ざっと見ただけでも、アフガニスタンがケシ大国であることがお分かり頂けよう。
ケシ栽培は、地方を支配する軍閥の有力な資金源である。長引く内戦で農地は荒れ、農民をケシ栽培に走らせてきた。アヘン密売で得る巨額の現金で軍閥は兵器を購入してきた。戦闘は激化し、農地はさらに荒れる。悪循環が繰り返されたのだ。
【地雷が阻む農業の復興】
アフガニスタンでは地雷で足を失った人が珍しくない。義足を着けて歩く人の姿は日常の光景のなかにすっかり溶け込んでいる。村人の10人に1人は義足を着けているという所もある。内戦中に踏んだ人が大半だが、戦後農作業で踏んだ人も少なくない。
農民は、地雷に触れる危険をおかして収入の少ない作物を作るよりも、高収入のケシ栽培を選ぶ。ケシ栽培農家の収入は、警察官や国軍兵士の10倍にも上る。
農業省の幹部に話を聴いたことがある。この幹部も上記と同じ理由をあげたうえで「地下水道の修復、ケシ栽培撲滅、地雷除去はアフガニスタン復興の3点セットだ」と力説した。
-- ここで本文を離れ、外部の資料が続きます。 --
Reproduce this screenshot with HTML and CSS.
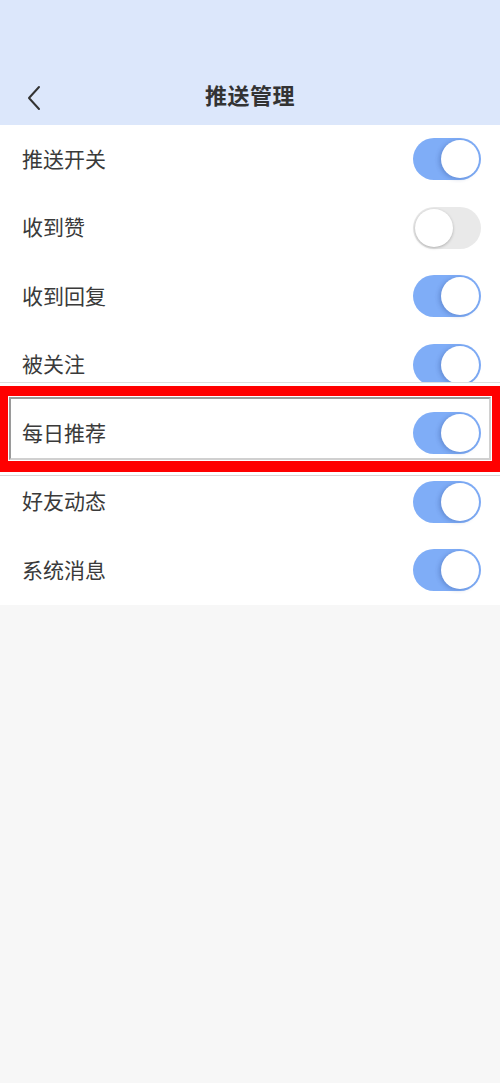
FILE: index.html
```html
<!DOCTYPE html>
<html lang="zh">
<head>
<meta charset="utf-8">
<link rel="stylesheet" href="styles.css">
</head>
<body>
<div class="page">
  <header class="header">
    <div class="bar">
      <svg class="back" width="16" height="26" viewBox="0 0 16 26"><path d="M13 2 L3 13 L13 24" fill="none" stroke="#333" stroke-width="2" stroke-linecap="round" stroke-linejoin="round"/></svg>
      <h1 class="title">推送管理</h1>
    </div>
  </header>
  <ul class="list">
    <li class="row"><span class="label">推送开关</span><span class="toggle on"><span class="knob"></span></span></li>
    <li class="row"><span class="label">收到赞</span><span class="toggle"><span class="knob"></span></span></li>
    <li class="row"><span class="label">收到回复</span><span class="toggle on"><span class="knob"></span></span></li>
    <li class="row"><span class="label">被关注</span><span class="toggle on"><span class="knob"></span></span></li>
    <li class="row"><span class="label">每日推荐</span><span class="toggle on"><span class="knob"></span></span></li>
    <li class="row"><span class="label">好友动态</span><span class="toggle on"><span class="knob"></span></span></li>
    <li class="row"><span class="label">系统消息</span><span class="toggle on"><span class="knob"></span></span></li>
  </ul>
  <div class="highlight"><div class="highlight-inner"></div></div>
</div>
</body>
</html>
```
FILE: styles.css
```css
* { box-sizing: border-box; }
html, body { margin: 0; padding: 0; }
body {
  background: #f7f7f7;
  font-family: "Noto Sans CJK SC", "Noto Sans", sans-serif;
  width: 500px;
  height: 1083px;
  overflow: hidden;
}
.page { position: relative; width: 500px; height: 1083px; }
.header {
  height: 125px;
  background: #dce7fb;
  display: flex;
  flex-direction: column;
  justify-content: flex-end;
}
.bar {
  position: relative;
  height: 58px;
  display: flex;
  align-items: center;
  justify-content: center;
}
.back { position: absolute; left: 26px; top: 18px; }
.title {
  margin: 0;
  font-size: 22px;
  font-weight: 700;
  color: #333;
  letter-spacing: 0.5px;
  margin-top: -4px;
}
.list {
  list-style: none;
  margin: 0;
  padding: 0;
  background: #fff;
}
.row {
  height: 68.5px;
  display: flex;
  align-items: center;
  justify-content: space-between;
  padding: 0 19px 0 22px;
}
.label {
  font-size: 21px;
  color: #3a3a3a;
  margin-top: -3px;
}
.toggle {
  position: relative;
  width: 68px;
  height: 42px;
  border-radius: 21px;
  background: #e9e9e9;
}
.toggle .knob {
  position: absolute;
  top: 2px;
  left: 2px;
  width: 38px;
  height: 38px;
  border-radius: 50%;
  background: #fff;
  box-shadow: 0 1px 3px rgba(0,0,0,0.25);
}
.toggle.on { background: #7fadf7; }
.toggle.on .knob {
  left: 28px;
  box-shadow: -2px 1px 4px rgba(40,70,140,0.3);
}
.highlight {
  position: absolute;
  left: 0;
  top: 386px;
  width: 500px;
  height: 86px;
  border-style: solid;
  border-color: #ff0000;
  border-width: 10px 8px 11px 8px;
  padding: 1px;
  box-shadow: 0 -2px 0 1px #fff, 0 -4px 0 0 #dedede, 0 2px 0 1px #fff, 0 4px 0 0 #d6d6d6;
}
.highlight-inner {
  width: 100%;
  height: 100%;
  border: 2px solid;
  border-color: #9a9a9a #d0d0d0 #d0d0d0 #9a9a9a;
}
```
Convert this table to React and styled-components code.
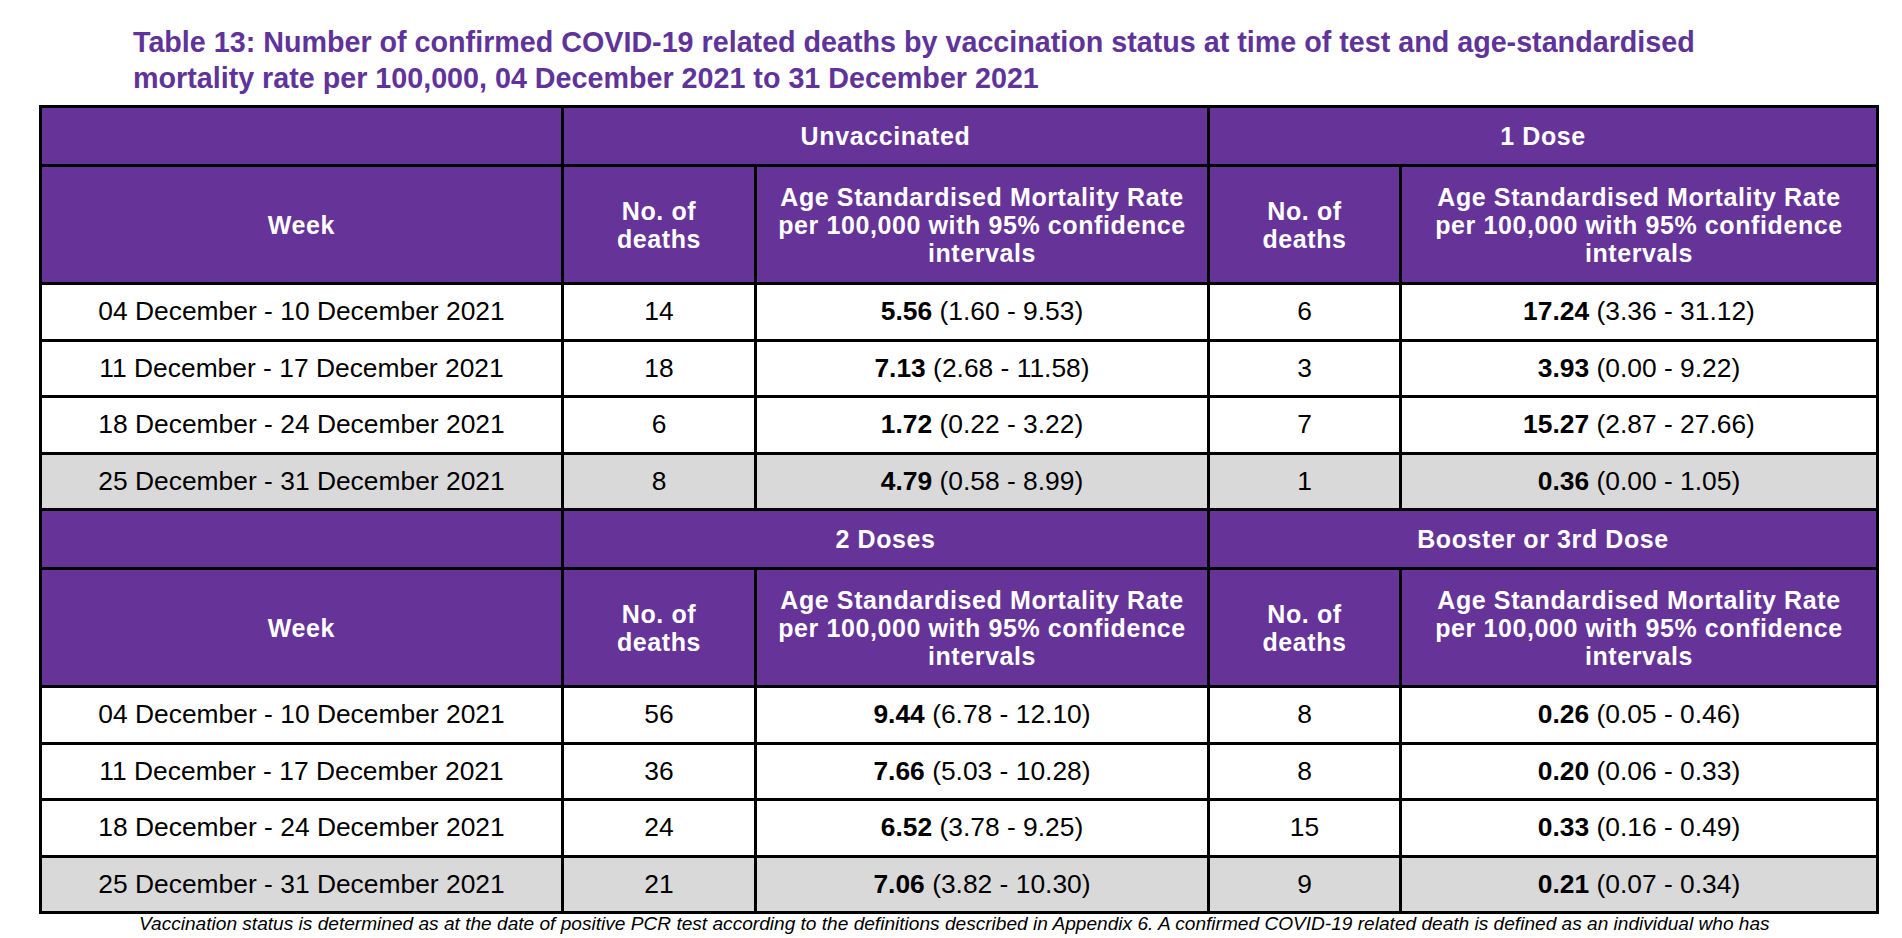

「内戦前(ソ連侵攻前=79年)、国のGDPの半分は農業が占めていた。農業がまっとうに復活すれば国は復興する」とも語った。
地雷除去は「あと何十年かかるかわからない」と担当者は語る。アヘン、ヘロインの需要があるから供給(ケシ栽培)がある。“消費国”である西側の責任も重い。
無責任な言いかたかもしれないが、「世界一のケシ栽培国」の地位は簡単にゆるぎそうにもない。